■ **Task prompt**: Pull out every line in the data that has the string "index" in it.

■ **Collected material**:
____

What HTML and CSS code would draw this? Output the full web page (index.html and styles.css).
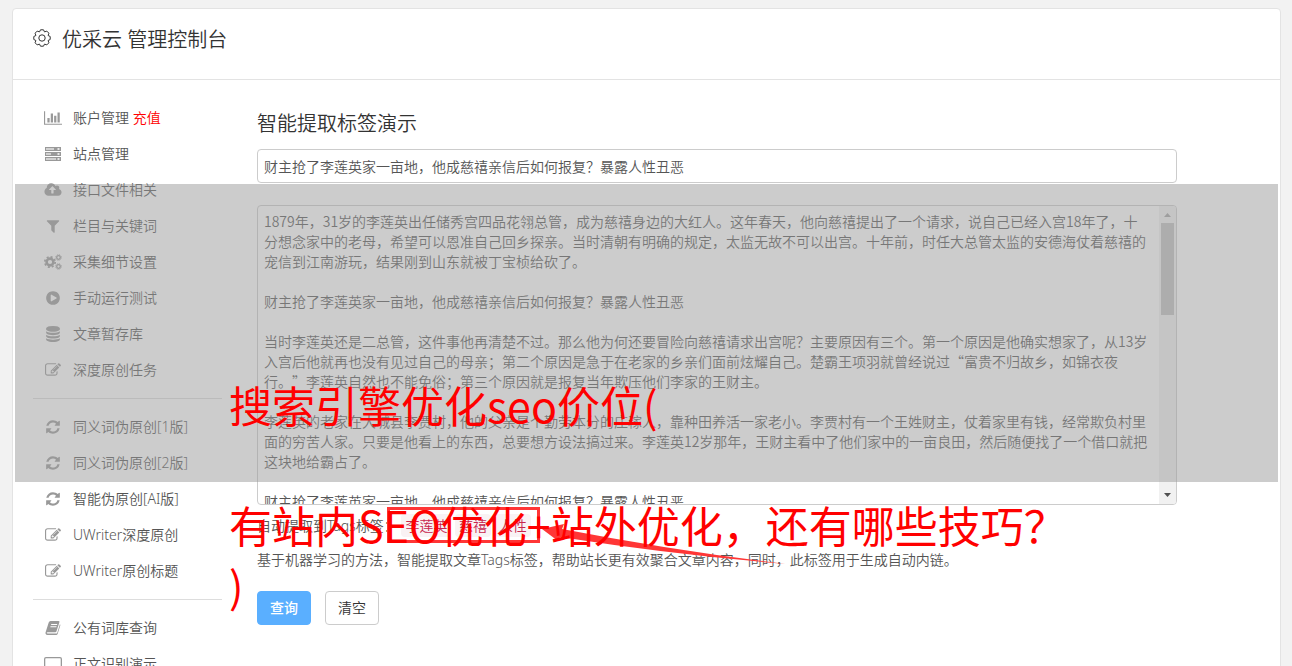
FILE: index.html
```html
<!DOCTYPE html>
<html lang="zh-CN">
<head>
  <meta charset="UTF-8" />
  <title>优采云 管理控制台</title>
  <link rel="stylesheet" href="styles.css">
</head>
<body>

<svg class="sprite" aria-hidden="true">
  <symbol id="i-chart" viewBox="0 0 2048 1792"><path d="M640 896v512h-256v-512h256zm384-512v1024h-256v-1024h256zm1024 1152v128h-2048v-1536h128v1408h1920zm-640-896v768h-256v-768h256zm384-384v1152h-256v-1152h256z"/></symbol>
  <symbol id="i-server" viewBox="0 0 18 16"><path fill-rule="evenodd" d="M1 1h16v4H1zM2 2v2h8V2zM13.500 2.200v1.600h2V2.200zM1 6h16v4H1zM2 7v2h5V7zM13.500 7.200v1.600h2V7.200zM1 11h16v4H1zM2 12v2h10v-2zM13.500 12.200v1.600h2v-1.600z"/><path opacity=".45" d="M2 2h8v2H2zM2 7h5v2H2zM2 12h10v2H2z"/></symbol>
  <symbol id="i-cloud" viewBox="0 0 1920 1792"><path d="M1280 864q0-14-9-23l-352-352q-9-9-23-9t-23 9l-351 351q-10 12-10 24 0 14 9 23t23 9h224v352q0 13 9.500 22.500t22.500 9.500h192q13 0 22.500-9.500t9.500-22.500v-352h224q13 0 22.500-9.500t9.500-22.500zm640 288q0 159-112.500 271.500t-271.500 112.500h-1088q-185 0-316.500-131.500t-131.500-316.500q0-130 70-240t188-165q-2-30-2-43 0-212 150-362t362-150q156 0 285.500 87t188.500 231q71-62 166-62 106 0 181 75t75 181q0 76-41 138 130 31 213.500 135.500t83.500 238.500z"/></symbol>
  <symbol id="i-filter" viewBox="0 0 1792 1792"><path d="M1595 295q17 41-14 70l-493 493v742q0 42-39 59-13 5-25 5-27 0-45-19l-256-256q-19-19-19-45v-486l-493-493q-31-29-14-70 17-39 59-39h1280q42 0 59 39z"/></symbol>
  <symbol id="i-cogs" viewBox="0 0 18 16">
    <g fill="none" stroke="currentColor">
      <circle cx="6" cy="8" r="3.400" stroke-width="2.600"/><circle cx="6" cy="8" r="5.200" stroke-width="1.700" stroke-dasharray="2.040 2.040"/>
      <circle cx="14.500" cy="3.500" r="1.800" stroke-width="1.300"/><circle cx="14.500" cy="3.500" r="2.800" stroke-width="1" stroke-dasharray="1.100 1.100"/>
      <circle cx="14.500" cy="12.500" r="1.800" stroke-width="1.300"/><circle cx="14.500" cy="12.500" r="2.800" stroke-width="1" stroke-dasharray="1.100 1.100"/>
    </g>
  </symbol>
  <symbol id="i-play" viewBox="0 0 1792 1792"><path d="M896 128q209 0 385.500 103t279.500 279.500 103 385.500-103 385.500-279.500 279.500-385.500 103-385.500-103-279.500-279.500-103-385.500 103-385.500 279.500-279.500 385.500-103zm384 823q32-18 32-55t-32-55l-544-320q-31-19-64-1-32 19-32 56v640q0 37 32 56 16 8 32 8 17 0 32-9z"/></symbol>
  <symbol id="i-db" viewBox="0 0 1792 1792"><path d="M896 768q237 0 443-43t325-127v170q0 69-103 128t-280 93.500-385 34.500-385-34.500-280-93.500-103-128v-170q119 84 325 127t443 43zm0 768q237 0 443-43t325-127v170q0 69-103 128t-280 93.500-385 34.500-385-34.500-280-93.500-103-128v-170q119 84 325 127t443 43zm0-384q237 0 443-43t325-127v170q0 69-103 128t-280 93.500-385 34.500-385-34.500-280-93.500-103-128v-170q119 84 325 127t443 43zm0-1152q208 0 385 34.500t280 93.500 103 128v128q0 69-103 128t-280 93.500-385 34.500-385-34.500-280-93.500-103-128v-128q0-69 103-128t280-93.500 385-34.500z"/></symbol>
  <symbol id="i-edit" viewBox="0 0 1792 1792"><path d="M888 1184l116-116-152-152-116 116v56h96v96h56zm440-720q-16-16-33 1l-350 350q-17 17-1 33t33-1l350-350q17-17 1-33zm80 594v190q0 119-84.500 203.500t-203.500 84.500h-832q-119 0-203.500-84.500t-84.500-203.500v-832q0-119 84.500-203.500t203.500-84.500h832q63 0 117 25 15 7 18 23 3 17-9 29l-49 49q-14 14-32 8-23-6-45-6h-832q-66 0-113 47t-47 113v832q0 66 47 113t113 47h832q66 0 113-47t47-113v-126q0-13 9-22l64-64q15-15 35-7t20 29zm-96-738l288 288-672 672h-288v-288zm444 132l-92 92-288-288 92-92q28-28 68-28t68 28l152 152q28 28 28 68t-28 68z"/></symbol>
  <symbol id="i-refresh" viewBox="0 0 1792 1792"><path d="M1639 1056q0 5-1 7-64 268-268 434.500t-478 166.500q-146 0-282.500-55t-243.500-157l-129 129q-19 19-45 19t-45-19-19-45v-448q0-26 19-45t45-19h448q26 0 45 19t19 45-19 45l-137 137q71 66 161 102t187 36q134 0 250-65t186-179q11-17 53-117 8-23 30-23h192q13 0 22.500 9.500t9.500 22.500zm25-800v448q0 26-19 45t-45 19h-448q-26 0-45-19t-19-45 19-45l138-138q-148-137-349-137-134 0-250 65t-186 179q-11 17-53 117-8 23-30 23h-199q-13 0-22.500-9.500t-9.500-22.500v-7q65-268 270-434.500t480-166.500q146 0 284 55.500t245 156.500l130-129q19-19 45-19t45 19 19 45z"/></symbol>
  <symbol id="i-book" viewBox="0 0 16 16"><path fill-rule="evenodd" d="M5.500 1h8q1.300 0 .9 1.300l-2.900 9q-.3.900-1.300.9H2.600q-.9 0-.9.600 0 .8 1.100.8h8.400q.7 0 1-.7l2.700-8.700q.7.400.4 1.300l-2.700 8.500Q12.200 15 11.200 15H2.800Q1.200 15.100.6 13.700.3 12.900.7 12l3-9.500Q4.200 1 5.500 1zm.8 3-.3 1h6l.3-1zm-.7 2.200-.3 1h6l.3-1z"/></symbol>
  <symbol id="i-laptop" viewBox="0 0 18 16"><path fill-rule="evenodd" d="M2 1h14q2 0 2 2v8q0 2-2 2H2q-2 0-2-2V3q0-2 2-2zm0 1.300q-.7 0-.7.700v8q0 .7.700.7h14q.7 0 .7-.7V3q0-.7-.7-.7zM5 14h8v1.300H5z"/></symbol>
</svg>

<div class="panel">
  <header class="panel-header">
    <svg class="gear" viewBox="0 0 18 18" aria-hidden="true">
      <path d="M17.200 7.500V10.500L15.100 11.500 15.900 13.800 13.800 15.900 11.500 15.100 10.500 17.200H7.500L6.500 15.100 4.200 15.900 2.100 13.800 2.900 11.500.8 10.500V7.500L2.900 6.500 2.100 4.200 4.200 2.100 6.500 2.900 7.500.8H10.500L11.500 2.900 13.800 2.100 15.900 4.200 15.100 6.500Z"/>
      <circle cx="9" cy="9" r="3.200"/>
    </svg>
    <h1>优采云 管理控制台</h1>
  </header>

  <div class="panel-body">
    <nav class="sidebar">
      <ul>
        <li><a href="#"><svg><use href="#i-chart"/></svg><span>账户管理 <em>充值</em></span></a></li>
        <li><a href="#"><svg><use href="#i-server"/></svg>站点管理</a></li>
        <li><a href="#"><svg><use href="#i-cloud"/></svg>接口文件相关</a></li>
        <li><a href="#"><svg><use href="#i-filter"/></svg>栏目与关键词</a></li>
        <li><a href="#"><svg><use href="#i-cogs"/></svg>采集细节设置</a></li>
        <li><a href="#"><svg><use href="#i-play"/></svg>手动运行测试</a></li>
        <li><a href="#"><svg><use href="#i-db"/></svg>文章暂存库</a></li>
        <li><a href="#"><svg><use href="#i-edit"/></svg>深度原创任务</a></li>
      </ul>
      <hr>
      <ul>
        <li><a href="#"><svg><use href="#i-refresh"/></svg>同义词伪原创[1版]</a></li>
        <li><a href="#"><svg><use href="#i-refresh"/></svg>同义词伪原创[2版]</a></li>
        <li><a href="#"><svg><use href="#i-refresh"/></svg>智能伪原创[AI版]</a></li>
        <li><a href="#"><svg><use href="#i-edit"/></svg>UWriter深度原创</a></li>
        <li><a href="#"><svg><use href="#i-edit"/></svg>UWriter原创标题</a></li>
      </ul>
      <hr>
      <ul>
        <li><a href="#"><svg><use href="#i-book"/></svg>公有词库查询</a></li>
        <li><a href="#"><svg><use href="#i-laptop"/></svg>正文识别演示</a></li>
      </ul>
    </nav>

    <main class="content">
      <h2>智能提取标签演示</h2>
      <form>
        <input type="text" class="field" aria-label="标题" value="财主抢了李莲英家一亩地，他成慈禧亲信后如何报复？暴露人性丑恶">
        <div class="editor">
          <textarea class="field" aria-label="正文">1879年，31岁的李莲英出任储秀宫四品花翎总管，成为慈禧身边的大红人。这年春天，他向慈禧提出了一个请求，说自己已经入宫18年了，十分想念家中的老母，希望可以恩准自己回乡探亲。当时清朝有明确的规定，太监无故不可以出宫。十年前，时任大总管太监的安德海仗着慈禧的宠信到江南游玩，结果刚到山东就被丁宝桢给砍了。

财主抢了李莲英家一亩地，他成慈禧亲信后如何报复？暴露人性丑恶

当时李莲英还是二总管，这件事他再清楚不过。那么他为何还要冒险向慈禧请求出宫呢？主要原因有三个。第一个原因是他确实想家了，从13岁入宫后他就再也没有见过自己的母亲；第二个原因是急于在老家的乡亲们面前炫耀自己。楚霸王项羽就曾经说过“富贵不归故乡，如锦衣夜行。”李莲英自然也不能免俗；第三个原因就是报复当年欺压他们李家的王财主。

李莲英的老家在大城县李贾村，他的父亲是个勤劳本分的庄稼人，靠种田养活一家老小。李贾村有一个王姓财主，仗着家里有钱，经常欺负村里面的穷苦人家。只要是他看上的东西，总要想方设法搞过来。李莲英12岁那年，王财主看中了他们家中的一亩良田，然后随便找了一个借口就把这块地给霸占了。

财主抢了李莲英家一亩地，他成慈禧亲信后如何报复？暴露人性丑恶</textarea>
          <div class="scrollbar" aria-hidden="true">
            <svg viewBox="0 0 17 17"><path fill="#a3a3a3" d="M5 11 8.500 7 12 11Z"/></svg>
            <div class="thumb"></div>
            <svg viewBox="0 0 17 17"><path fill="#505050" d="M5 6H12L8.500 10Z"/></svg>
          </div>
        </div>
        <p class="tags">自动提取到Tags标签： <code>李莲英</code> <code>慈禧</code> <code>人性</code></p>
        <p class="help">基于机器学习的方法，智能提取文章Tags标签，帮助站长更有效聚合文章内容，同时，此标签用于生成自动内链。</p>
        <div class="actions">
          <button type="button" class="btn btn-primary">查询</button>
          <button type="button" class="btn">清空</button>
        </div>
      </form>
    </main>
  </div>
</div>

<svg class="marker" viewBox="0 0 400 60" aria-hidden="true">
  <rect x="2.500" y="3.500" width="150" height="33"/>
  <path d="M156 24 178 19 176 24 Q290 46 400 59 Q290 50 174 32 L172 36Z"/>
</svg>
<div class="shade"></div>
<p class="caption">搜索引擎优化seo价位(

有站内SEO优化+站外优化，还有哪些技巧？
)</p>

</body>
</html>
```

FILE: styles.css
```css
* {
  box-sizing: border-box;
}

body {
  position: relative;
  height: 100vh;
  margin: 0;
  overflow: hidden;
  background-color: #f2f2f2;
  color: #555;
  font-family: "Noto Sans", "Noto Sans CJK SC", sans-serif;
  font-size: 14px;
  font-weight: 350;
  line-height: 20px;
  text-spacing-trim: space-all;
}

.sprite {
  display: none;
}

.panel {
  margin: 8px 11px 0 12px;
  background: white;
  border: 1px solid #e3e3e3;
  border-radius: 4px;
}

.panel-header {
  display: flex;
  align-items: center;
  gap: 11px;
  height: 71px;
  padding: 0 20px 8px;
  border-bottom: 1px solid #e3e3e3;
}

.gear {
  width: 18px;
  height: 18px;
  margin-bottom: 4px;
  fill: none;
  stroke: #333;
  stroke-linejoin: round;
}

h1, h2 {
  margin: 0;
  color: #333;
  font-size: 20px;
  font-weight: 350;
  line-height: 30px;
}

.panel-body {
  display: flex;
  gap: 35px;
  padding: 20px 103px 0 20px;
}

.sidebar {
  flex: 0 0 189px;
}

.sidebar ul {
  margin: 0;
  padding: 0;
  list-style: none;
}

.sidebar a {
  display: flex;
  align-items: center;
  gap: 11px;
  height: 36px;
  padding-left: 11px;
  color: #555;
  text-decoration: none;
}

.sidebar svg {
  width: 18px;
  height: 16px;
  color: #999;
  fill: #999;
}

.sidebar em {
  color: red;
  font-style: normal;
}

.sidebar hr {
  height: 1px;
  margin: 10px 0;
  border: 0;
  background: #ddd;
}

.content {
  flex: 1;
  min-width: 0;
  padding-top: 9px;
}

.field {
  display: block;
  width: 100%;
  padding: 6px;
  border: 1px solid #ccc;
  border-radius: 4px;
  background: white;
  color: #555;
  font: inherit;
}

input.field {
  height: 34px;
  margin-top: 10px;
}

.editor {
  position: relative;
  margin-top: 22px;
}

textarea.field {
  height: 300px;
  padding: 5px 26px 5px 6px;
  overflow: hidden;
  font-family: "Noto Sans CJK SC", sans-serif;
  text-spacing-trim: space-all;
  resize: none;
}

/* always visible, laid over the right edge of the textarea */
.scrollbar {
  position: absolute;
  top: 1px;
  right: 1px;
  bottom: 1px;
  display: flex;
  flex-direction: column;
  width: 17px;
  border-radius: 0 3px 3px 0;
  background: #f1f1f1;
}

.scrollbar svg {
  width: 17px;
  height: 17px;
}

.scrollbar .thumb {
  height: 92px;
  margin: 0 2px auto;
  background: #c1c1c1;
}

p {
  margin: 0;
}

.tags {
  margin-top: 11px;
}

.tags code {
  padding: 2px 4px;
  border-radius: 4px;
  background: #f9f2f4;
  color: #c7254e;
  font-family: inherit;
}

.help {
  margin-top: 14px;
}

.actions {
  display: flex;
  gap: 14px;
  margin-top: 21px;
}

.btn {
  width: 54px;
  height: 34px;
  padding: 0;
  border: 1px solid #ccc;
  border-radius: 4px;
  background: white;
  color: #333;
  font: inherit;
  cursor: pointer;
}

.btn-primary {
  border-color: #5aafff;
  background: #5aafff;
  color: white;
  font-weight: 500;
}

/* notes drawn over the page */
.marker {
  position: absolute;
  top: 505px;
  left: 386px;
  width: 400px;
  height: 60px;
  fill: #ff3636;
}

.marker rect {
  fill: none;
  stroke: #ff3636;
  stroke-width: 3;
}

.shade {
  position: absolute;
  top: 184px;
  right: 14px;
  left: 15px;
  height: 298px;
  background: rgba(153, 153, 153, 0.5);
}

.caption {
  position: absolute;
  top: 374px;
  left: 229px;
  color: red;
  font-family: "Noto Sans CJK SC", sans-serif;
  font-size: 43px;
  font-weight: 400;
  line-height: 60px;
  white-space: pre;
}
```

____

■ **Answer to the exercise**:
What HTML and CSS code would draw this? Output the full web page (index.html and styles.css).
FILE: index.html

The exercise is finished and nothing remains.